▶ Work to be completed: Pictures in the data below are not part of the copy; transcribe everything else exactly.

▶ Available data:
::::::::::

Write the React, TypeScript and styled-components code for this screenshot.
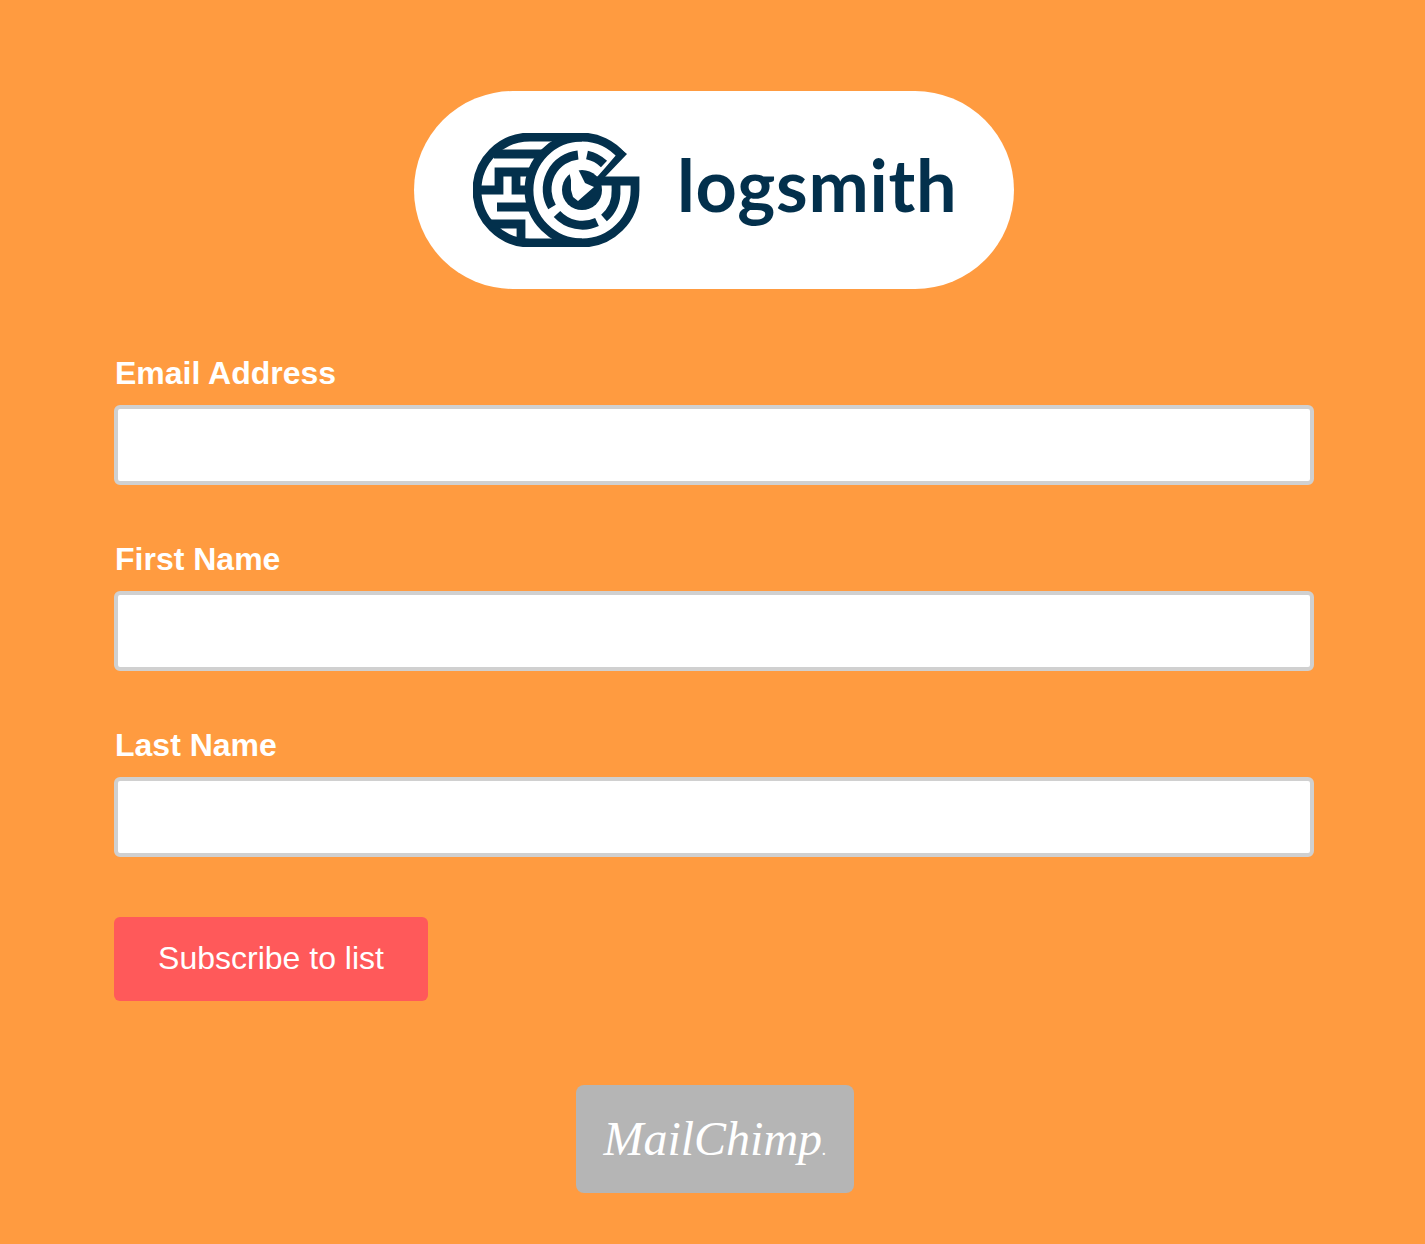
import React, { FC } from "react";
import styled, { createGlobalStyle } from "styled-components";

const GlobalStyle = createGlobalStyle`
    html, body {
        margin: 0;
        background: #ff9b40;
    }
`;

const fields = ["Email Address", "First Name", "Last Name"];

const LogoMark: FC = () => (
    <MarkSvg viewBox="473 133 167 114" fill="none" stroke="#03304c" strokeWidth="8.8">
        {/* body of the log and the G */}
        <path d="M596 181 H635 V190 A53 53 0 0 1 582 243 H530 A53 53 0 0 1 530 137 H582 A53 53 0 0 1 622 156" />
        <polygon points="627,154 605,177 597,177 605,168 617,154 622,150" fill="#03304c" stroke="none" />
        <path d="M582 137 A53 53 0 0 0 582 243" />
        {/* maze on the bark side */}
        <path d="M494 154 H542" />
        <path d="M477 190 H499 V172 H532" />
        <path d="M516 172 V190 H530" />
        <path d="M497 207 H532" />
        <path d="M491 224 H521 V242" />
        {/* rings */}
        <path d="M578 155 A34.5 34.5 0 0 0 552 207" />
        <path d="M587 155 A34.5 34.5 0 0 1 604 164" />
        <path d="M616 184 V190 A34.5 34.5 0 0 1 604 218" />
        <path d="M557 214 A34.5 34.5 0 0 0 597 222" />
        {/* centre disc with the bolt cut out of it */}
        <circle cx="582" cy="190" r="20" fill="#03304c" stroke="none" />
        <polygon points="569,171 577,167 585,183 594,187 578,201 573,197 571,190 571,180" fill="#fff" stroke="none" />
    </MarkSvg>
);

const App: FC = () => (
    <Page>
        <GlobalStyle />
        <LogoPill>
            <LogoMark />
            <Wordmark>logsmith</Wordmark>
        </LogoPill>
        <Form>
            {fields.map((name) => (
                <Field key={name}>
                    <Label>{name}</Label>
                    <Input type="text" />
                </Field>
            ))}
            <Submit type="button">Subscribe to list</Submit>
        </Form>
        <Badge>
            <BadgeText>MailChimp<BadgeDot>.</BadgeDot></BadgeText>
        </Badge>
    </Page>
);

export default App;

const Page = styled.div`
    width: 1200px;
    min-height: 1244px;
    box-sizing: border-box;
    margin-left: 114px;
    padding: 91px 0 51px;
    font-family: "Liberation Sans", Arial, sans-serif;
`;

const LogoPill = styled.div`
    display: flex;
    align-items: center;
    width: 600px;
    height: 198px;
    margin: 0 auto;
    padding-left: 59px;
    box-sizing: border-box;
    background: #fff;
    border-radius: 99px;
`;

const MarkSvg = styled.svg`
    width: 167px;
    height: 114px;
    flex: none;
`;

const Wordmark = styled.span`
    margin: 0 0 12px 37px;
    font-family: Lato, "Liberation Sans", sans-serif;
    font-weight: 700;
    font-size: 72px;
    line-height: 1;
    letter-spacing: 0.7px;
    color: #03304c;
`;

const Form = styled.form`
    display: flex;
    flex-direction: column;
    align-items: flex-start;
    margin-top: 65px;
`;

const Field = styled.div`
    width: 100%;
    margin-bottom: 55px;
`;

const Label = styled.label`
    display: block;
    margin-bottom: 13px;
    padding-left: 1px;
    font-size: 32px;
    font-weight: 700;
    line-height: 38px;
    color: #fff;
`;

const Input = styled.input`
    display: block;
    width: 100%;
    height: 80px;
    box-sizing: border-box;
    background: #fff;
    border: 4px solid #d0d0d0;
    border-radius: 6px;
    outline: none;
`;

const Submit = styled.button`
    width: 314px;
    height: 84px;
    margin-top: 5px;
    padding: 0 0 2px;
    background: #ff595a;
    border: none;
    border-radius: 6px;
    font-family: inherit;
    font-size: 32px;
    color: #fff;
`;

const Badge = styled.div`
    display: flex;
    align-items: center;
    justify-content: center;
    width: 278px;
    height: 108px;
    margin: 84px 0 0 462px;
    background: #b5b5b5;
    border-radius: 8px;
`;

const BadgeText = styled.span`
    font-family: "Liberation Serif", serif;
    font-style: italic;
    font-size: 48px;
    line-height: 1;
    color: #fff;
`;

const BadgeDot = styled.span`
    font-size: 18px;
`;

::::::::::

▶ Solution for this task:
Write the React, TypeScript and styled-components code for this screenshot.
import React, { FC } from "react";
import styled, { createGlobalStyle } from "styled-components";

const GlobalStyle = createGlobalStyle`
    html, body {
        margin: 0;
        background: #ff9b40;
    }
`;

const fields = ["Email Address", "First Name", "Last Name"];

const LogoMark: FC = () => (
    <MarkSvg viewBox="473 133 167 114" fill="none" stroke="#03304c" strokeWidth="8.8">
        {/* body of the log and the G */}
        <path d="M596 181 H635 V190 A53 53 0 0 1 582 243 H530 A53 53 0 0 1 530 137 H582 A53 53 0 0 1 622 156" />
        <polygon points="627,154 605,177 597,177 605,168 617,154 622,150" fill="#03304c" stroke="none" />
        <path d="M582 137 A53 53 0 0 0 582 243" />
        {/* maze on the bark side */}
        <path d="M494 154 H542" />
        <path d="M477 190 H499 V172 H532" />
        <path d="M516 172 V190 H530" />
        <path d="M497 207 H532" />
        <path d="M491 224 H521 V242" />
        {/* rings */}
        <path d="M578 155 A34.5 34.5 0 0 0 552 207" />
        <path d="M587 155 A34.5 34.5 0 0 1 604 164" />
        <path d="M616 184 V190 A34.5 34.5 0 0 1 604 218" />
        <path d="M557 214 A34.5 34.5 0 0 0 597 222" />
        {/* centre disc with the bolt cut out of it */}
        <circle cx="582" cy="190" r="20" fill="#03304c" stroke="none" />
        <polygon points="569,171 577,167 585,183 594,187 578,201 573,197 571,190 571,180" fill="#fff" stroke="none" />
    </MarkSvg>
);

const App: FC = () => (
    <Page>
        <GlobalStyle />
        <LogoPill>
            <LogoMark />
            <Wordmark>logsmith</Wordmark>
        </LogoPill>
        <Form>
            {fields.map((name) => (
                <Field key={name}>
                    <Label>{name}</Label>
                    <Input type="text" />
                </Field>
            ))}
            <Submit type="button">Subscribe to list</Submit>
        </Form>
        <Badge>
            <BadgeText>MailChimp<BadgeDot>.</BadgeDot></BadgeText>
        </Badge>
    </Page>
);

export default App;

const Page = styled.div`
    width: 1200px;
    min-height: 1244px;
    box-sizing: border-box;
    margin-left: 114px;
    padding: 91px 0 51px;
    font-family: "Liberation Sans", Arial, sans-serif;
`;

const LogoPill = styled.div`
    display: flex;
    align-items: center;
    width: 600px;
    height: 198px;
    margin: 0 auto;
    padding-left: 59px;
    box-sizing: border-box;
    background: #fff;
    border-radius: 99px;
`;

const MarkSvg = styled.svg`
    width: 167px;
    height: 114px;
    flex: none;
`;

const Wordmark = styled.span`
    margin: 0 0 12px 37px;
    font-family: Lato, "Liberation Sans", sans-serif;
    font-weight: 700;
    font-size: 72px;
    line-height: 1;
    letter-spacing: 0.7px;
    color: #03304c;
`;

const Form = styled.form`
    display: flex;
    flex-direction: column;
    align-items: flex-start;
    margin-top: 65px;
`;

const Field = styled.div`
    width: 100%;
    margin-bottom: 55px;
`;

const Label = styled.label`
    display: block;
    margin-bottom: 13px;
    padding-left: 1px;
    font-size: 32px;
    font-weight: 700;
    line-height: 38px;
    color: #fff;
`;

const Input = styled.input`
    display: block;
    width: 100%;
    height: 80px;
    box-sizing: border-box;
    background: #fff;
    border: 4px solid #d0d0d0;
    border-radius: 6px;
    outline: none;
`;

const Submit = styled.button`
    width: 314px;
    height: 84px;
    margin-top: 5px;
    padding: 0 0 2px;
    background: #ff595a;
    border: none;
    border-radius: 6px;
    font-family: inherit;
    font-size: 32px;
    color: #fff;
`;

const Badge = styled.div`
    display: flex;
    align-items: center;
    justify-content: center;
    width: 278px;
    height: 108px;
    margin: 84px 0 0 462px;
    background: #b5b5b5;
    border-radius: 8px;
`;

const BadgeText = styled.span`
    font-family: "Liberation Serif", serif;
    font-style: italic;
    font-size: 48px;
    line-height: 1;
    color: #fff;
`;

const BadgeDot = styled.span`
    font-size: 18px;
`;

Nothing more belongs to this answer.